Output every line of the material exactly, omitting images.

──────── Information supplied

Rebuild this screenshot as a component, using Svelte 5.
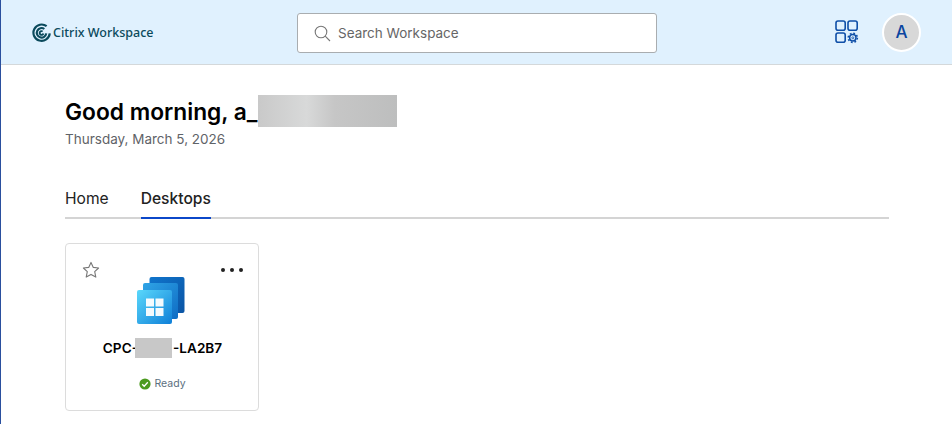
<script>
  const tabs = ['Home', 'Desktops'];
  let active = 'Desktops';
</script>

<div class="page">
  <header class="topbar">
    <div class="logo">
      <svg width="19" height="19" viewBox="0 0 20 20" fill="none" stroke="#0b4a5c">
        <path d="M15.4 3.4A8.6 8.6 0 1 0 18.7 11" stroke-width="2.3" />
        <path d="M13 6.300A5 5 0 1 0 15 11" stroke-width="2.200" />
        <path d="M11.200 8.900A2 2 0 1 0 12 11" stroke-width="2" />
      </svg>
      <span>Citrix Workspace</span>
    </div>
    <div class="search">
      <svg width="17" height="17" viewBox="0 0 17 17" fill="none" stroke="#777" stroke-width="1.1">
        <circle cx="7" cy="7" r="5.8" />
        <path d="M11.2 11.2L16 16" />
      </svg>
      <span>Search Workspace</span>
    </div>
    <div class="actions">
      <svg width="24" height="24" viewBox="0 0 24 24" fill="none" stroke="#0f4fa8" stroke-width="1.6">
        <rect x="1" y="1" width="9.2" height="9.2" rx="2" />
        <rect x="13" y="1" width="9.2" height="9.2" rx="2" />
        <rect x="1" y="13" width="9.2" height="9.2" rx="2" />
        <circle cx="17.8" cy="17.8" r="3.2" stroke-width="1.5" />
        <circle cx="17.8" cy="17.8" r="4.6" stroke-width="1.5" stroke-dasharray="1.8 1.8" />
        <circle cx="17.8" cy="17.8" r="1" stroke-width="0.8" />
      </svg>
      <div class="avatar">A</div>
    </div>
  </header>

  <main class="content">
    <h1 class="greeting">Good morning, a_<span class="blur-name"></span></h1>
    <p class="date">Thursday, March 5, 2026</p>

    <nav class="tabs">
      {#each tabs as tab}
        <div class="tab" class:active={tab === active}>{tab}</div>
      {/each}
    </nav>

    <div class="card">
      <div class="card-top">
        <svg width="18" height="18" viewBox="0 0 18 18" fill="none" stroke="#777" stroke-width="1.1" stroke-linejoin="round">
          <path d="M9 1.4l2.3 5 5.3.6-3.9 3.7 1.1 5.4L9 13.4l-4.8 2.7 1.1-5.4L1.4 7l5.3-.6z" />
        </svg>
        <div class="dots"><i></i><i></i><i></i></div>
      </div>
      <svg class="desktop-icon" width="48" height="48" viewBox="0 0 48 48">
        <defs>
          <linearGradient id="front" x1="0" y1="0" x2="1" y2="1">
            <stop offset="0" stop-color="#5ad8fb" />
            <stop offset="1" stop-color="#0f7fd8" />
          </linearGradient>
          <linearGradient id="mid" x1="0" y1="0" x2="1" y2="1">
            <stop offset="0" stop-color="#2fa4e6" />
            <stop offset="1" stop-color="#0e6cc4" />
          </linearGradient>
          <linearGradient id="back" x1="0" y1="0" x2="1" y2="1">
            <stop offset="0" stop-color="#0f74cc" />
            <stop offset="1" stop-color="#0b55a5" />
          </linearGradient>
        </defs>
        <rect x="12.5" y="0" width="35" height="36" rx="2" fill="url(#back)" />
        <rect x="6" y="6" width="35" height="36" rx="2" fill="url(#mid)" />
        <rect x="0" y="13" width="35" height="34" rx="2" fill="url(#front)" />
        <g fill="#fff" opacity="0.95">
          <rect x="9" y="21.5" width="8" height="8" />
          <rect x="18.5" y="21.5" width="8" height="8" />
          <rect x="9" y="31" width="8" height="8" />
          <rect x="18.5" y="31" width="8" height="8" />
        </g>
      </svg>
      <div class="card-name">CPC-<span class="blur-host"></span>-LA2B7</div>
      <div class="status">
        <svg width="12" height="12" viewBox="0 0 12 12">
          <circle cx="6" cy="6" r="5.6" fill="#4b9a1f" />
          <path d="M3.2 6.2l2 2 3.6-4" fill="none" stroke="#fff" stroke-width="1.3" />
        </svg>
        <span>Ready</span>
      </div>
    </div>
  </main>
</div>

<style>
  :global(body) {
    margin: 0;
    background: #fff;
  }

  .page {
    height: 424px;
    box-sizing: border-box;
    border-left: 1px solid #2a4f9e;
    font-family: "Inter", "Liberation Sans", sans-serif;
    overflow: hidden;
  }

  .topbar {
    height: 65px;
    box-sizing: border-box;
    display: flex;
    align-items: center;
    padding: 0 31px 0 31px;
    background: #e0f1fe;
    border-bottom: 1px solid #d4d8da;
  }

  .logo {
    width: 265px;
    display: flex;
    align-items: center;
    gap: 2px;
    font-family: "Noto Sans", sans-serif;
    font-size: 12.5px;
    font-weight: 500;
    color: #0b4a5c;
  }

  .search {
    width: 360px;
    height: 40px;
    box-sizing: border-box;
    margin-top: 2px;
    display: flex;
    align-items: center;
    gap: 7px;
    padding-left: 16px;
    background: #fff;
    border: 1px solid #a9adb0;
    border-radius: 3px;
    font-size: 13.5px;
    color: #666;
  }

  .actions {
    margin-left: auto;
    display: flex;
    align-items: center;
    gap: 23px;
  }

  .avatar {
    width: 39px;
    height: 39px;
    box-sizing: border-box;
    display: flex;
    align-items: center;
    justify-content: center;
    border: 2px solid #fff;
    border-radius: 50%;
    background: #d8d8d8;
    color: #0b45a0;
    font-size: 17px;
    font-weight: 500;
  }

  .content {
    padding: 30px 63px 0 64px;
  }

  .greeting {
    margin: 0;
    display: flex;
    align-items: center;
    height: 32px;
    font-size: 22.75px;
    font-weight: 600;
    color: #000;
  }

  .blur-name {
    width: 139px;
    height: 32px;
    background: linear-gradient(90deg, #c9c9c9, #d8d9d9 35%, #c6c6c6 55%, #bdbebe);
  }

  .date {
    margin: 3px 0 0;
    font-size: 13.5px;
    line-height: 18px;
    color: #5f6368;
  }

  .tabs {
    display: flex;
    gap: 32px;
    margin-top: 37px;
    border-bottom: 2px solid #d4d4d4;
  }

  .tab {
    height: 34px;
    box-sizing: border-box;
    margin-bottom: -2px;
    padding-top: 4px;
    font-size: 15.6px;
    line-height: 20px;
    color: #222;
  }

  .tab.active {
    border-bottom: 2px solid #0b47c9;
    font-weight: 500;
  }

  .card {
    width: 194px;
    height: 168px;
    box-sizing: border-box;
    margin-top: 24px;
    padding: 17px 15px 0 16px;
    display: flex;
    flex-direction: column;
    align-items: center;
    background: #fff;
    border: 1px solid #dcdcdc;
    border-radius: 4px;
  }

  .card-top {
    width: 100%;
    height: 18px;
    display: flex;
    align-items: center;
    justify-content: space-between;
  }

  .dots {
    display: flex;
    gap: 5px;
  }

  .dots i {
    width: 4px;
    height: 4px;
    border-radius: 50%;
    background: #222;
  }

  .desktop-icon {
    margin: -2px 0 0 -3px;
  }

  .card-name {
    margin-top: 13px;
    display: flex;
    align-items: center;
    height: 20px;
    font-size: 13.6px;
    font-weight: 600;
    color: #000;
  }

  .blur-host {
    width: 37px;
    height: 20px;
    margin: 0 1px 0 -3px;
    background: #c8c8c8;
  }

  .status {
    margin-top: 19px;
    display: flex;
    align-items: center;
    gap: 3px;
    font-size: 10.5px;
    color: #5b6f80;
  }
</style>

────────────────

Written response:
Rebuild this screenshot as a component, using Svelte 5.
<script>
  const tabs = ['Home', 'Desktops'];
  let active = 'Desktops';
</script>

<div class="page">
  <header class="topbar">
    <div class="logo">
      <svg width="19" height="19" viewBox="0 0 20 20" fill="none" stroke="#0b4a5c">
        <path d="M15.4 3.4A8.6 8.6 0 1 0 18.7 11" stroke-width="2.3" />
        <path d="M13 6.300A5 5 0 1 0 15 11" stroke-width="2.200" />
        <path d="M11.200 8.900A2 2 0 1 0 12 11" stroke-width="2" />
      </svg>
      <span>Citrix Workspace</span>
    </div>
    <div class="search">
      <svg width="17" height="17" viewBox="0 0 17 17" fill="none" stroke="#777" stroke-width="1.1">
        <circle cx="7" cy="7" r="5.8" />
        <path d="M11.2 11.2L16 16" />
      </svg>
      <span>Search Workspace</span>
    </div>
    <div class="actions">
      <svg width="24" height="24" viewBox="0 0 24 24" fill="none" stroke="#0f4fa8" stroke-width="1.6">
        <rect x="1" y="1" width="9.2" height="9.2" rx="2" />
        <rect x="13" y="1" width="9.2" height="9.2" rx="2" />
        <rect x="1" y="13" width="9.2" height="9.2" rx="2" />
        <circle cx="17.8" cy="17.8" r="3.2" stroke-width="1.5" />
        <circle cx="17.8" cy="17.8" r="4.6" stroke-width="1.5" stroke-dasharray="1.8 1.8" />
        <circle cx="17.8" cy="17.8" r="1" stroke-width="0.8" />
      </svg>
      <div class="avatar">A</div>
    </div>
  </header>

  <main class="content">
    <h1 class="greeting">Good morning, a_<span class="blur-name"></span></h1>
    <p class="date">Thursday, March 5, 2026</p>

    <nav class="tabs">
      {#each tabs as tab}
        <div class="tab" class:active={tab === active}>{tab}</div>
      {/each}
    </nav>

    <div class="card">
      <div class="card-top">
        <svg width="18" height="18" viewBox="0 0 18 18" fill="none" stroke="#777" stroke-width="1.1" stroke-linejoin="round">
          <path d="M9 1.4l2.3 5 5.3.6-3.9 3.7 1.1 5.4L9 13.4l-4.8 2.7 1.1-5.4L1.4 7l5.3-.6z" />
        </svg>
        <div class="dots"><i></i><i></i><i></i></div>
      </div>
      <svg class="desktop-icon" width="48" height="48" viewBox="0 0 48 48">
        <defs>
          <linearGradient id="front" x1="0" y1="0" x2="1" y2="1">
            <stop offset="0" stop-color="#5ad8fb" />
            <stop offset="1" stop-color="#0f7fd8" />
          </linearGradient>
          <linearGradient id="mid" x1="0" y1="0" x2="1" y2="1">
            <stop offset="0" stop-color="#2fa4e6" />
            <stop offset="1" stop-color="#0e6cc4" />
          </linearGradient>
          <linearGradient id="back" x1="0" y1="0" x2="1" y2="1">
            <stop offset="0" stop-color="#0f74cc" />
            <stop offset="1" stop-color="#0b55a5" />
          </linearGradient>
        </defs>
        <rect x="12.5" y="0" width="35" height="36" rx="2" fill="url(#back)" />
        <rect x="6" y="6" width="35" height="36" rx="2" fill="url(#mid)" />
        <rect x="0" y="13" width="35" height="34" rx="2" fill="url(#front)" />
        <g fill="#fff" opacity="0.95">
          <rect x="9" y="21.5" width="8" height="8" />
          <rect x="18.5" y="21.5" width="8" height="8" />
          <rect x="9" y="31" width="8" height="8" />
          <rect x="18.5" y="31" width="8" height="8" />
        </g>
      </svg>
      <div class="card-name">CPC-<span class="blur-host"></span>-LA2B7</div>
      <div class="status">
        <svg width="12" height="12" viewBox="0 0 12 12">
          <circle cx="6" cy="6" r="5.6" fill="#4b9a1f" />
          <path d="M3.2 6.2l2 2 3.6-4" fill="none" stroke="#fff" stroke-width="1.3" />
        </svg>
        <span>Ready</span>
      </div>
    </div>
  </main>
</div>

<style>
  :global(body) {
    margin: 0;
    background: #fff;
  }

  .page {
    height: 424px;
    box-sizing: border-box;
    border-left: 1px solid #2a4f9e;
    font-family: "Inter", "Liberation Sans", sans-serif;
    overflow: hidden;
  }

  .topbar {
    height: 65px;
    box-sizing: border-box;
    display: flex;
    align-items: center;
    padding: 0 31px 0 31px;
    background: #e0f1fe;
    border-bottom: 1px solid #d4d8da;
  }

  .logo {
    width: 265px;
    display: flex;
    align-items: center;
    gap: 2px;
    font-family: "Noto Sans", sans-serif;
    font-size: 12.5px;
    font-weight: 500;
    color: #0b4a5c;
  }

  .search {
    width: 360px;
    height: 40px;
    box-sizing: border-box;
    margin-top: 2px;
    display: flex;
    align-items: center;
    gap: 7px;
    padding-left: 16px;
    background: #fff;
    border: 1px solid #a9adb0;
    border-radius: 3px;
    font-size: 13.5px;
    color: #666;
  }

  .actions {
    margin-left: auto;
    display: flex;
    align-items: center;
    gap: 23px;
  }

  .avatar {
    width: 39px;
    height: 39px;
    box-sizing: border-box;
    display: flex;
    align-items: center;
    justify-content: center;
    border: 2px solid #fff;
    border-radius: 50%;
    background: #d8d8d8;
    color: #0b45a0;
    font-size: 17px;
    font-weight: 500;
  }

  .content {
    padding: 30px 63px 0 64px;
  }

  .greeting {
    margin: 0;
    display: flex;
    align-items: center;
    height: 32px;
    font-size: 22.75px;
    font-weight: 600;
    color: #000;
  }

  .blur-name {
    width: 139px;
    height: 32px;
    background: linear-gradient(90deg, #c9c9c9, #d8d9d9 35%, #c6c6c6 55%, #bdbebe);
  }

  .date {
    margin: 3px 0 0;
    font-size: 13.5px;
    line-height: 18px;
    color: #5f6368;
  }

  .tabs {
    display: flex;
    gap: 32px;
    margin-top: 37px;
    border-bottom: 2px solid #d4d4d4;
  }

  .tab {
    height: 34px;
    box-sizing: border-box;
    margin-bottom: -2px;
    padding-top: 4px;
    font-size: 15.6px;
    line-height: 20px;
    color: #222;
  }

  .tab.active {
    border-bottom: 2px solid #0b47c9;
    font-weight: 500;
  }

  .card {
    width: 194px;
    height: 168px;
    box-sizing: border-box;
    margin-top: 24px;
    padding: 17px 15px 0 16px;
    display: flex;
    flex-direction: column;
    align-items: center;
    background: #fff;
    border: 1px solid #dcdcdc;
    border-radius: 4px;
  }

  .card-top {
    width: 100%;
    height: 18px;
    display: flex;
    align-items: center;
    justify-content: space-between;
  }

  .dots {
    display: flex;
    gap: 5px;
  }

  .dots i {
    width: 4px;
    height: 4px;
    border-radius: 50%;
    background: #222;
  }

  .desktop-icon {
    margin: -2px 0 0 -3px;
  }

  .card-name {
    margin-top: 13px;
    display: flex;
    align-items: center;
    height: 20px;
    font-size: 13.6px;
    font-weight: 600;
    color: #000;
  }

  .blur-host {
    width: 37px;
    height: 20px;
    margin: 0 1px 0 -3px;
    background: #c8c8c8;
  }

  .status {
    margin-top: 19px;
    display: flex;
    align-items: center;
    gap: 3px;
    font-size: 10.5px;
    color: #5b6f80;
  }
</style>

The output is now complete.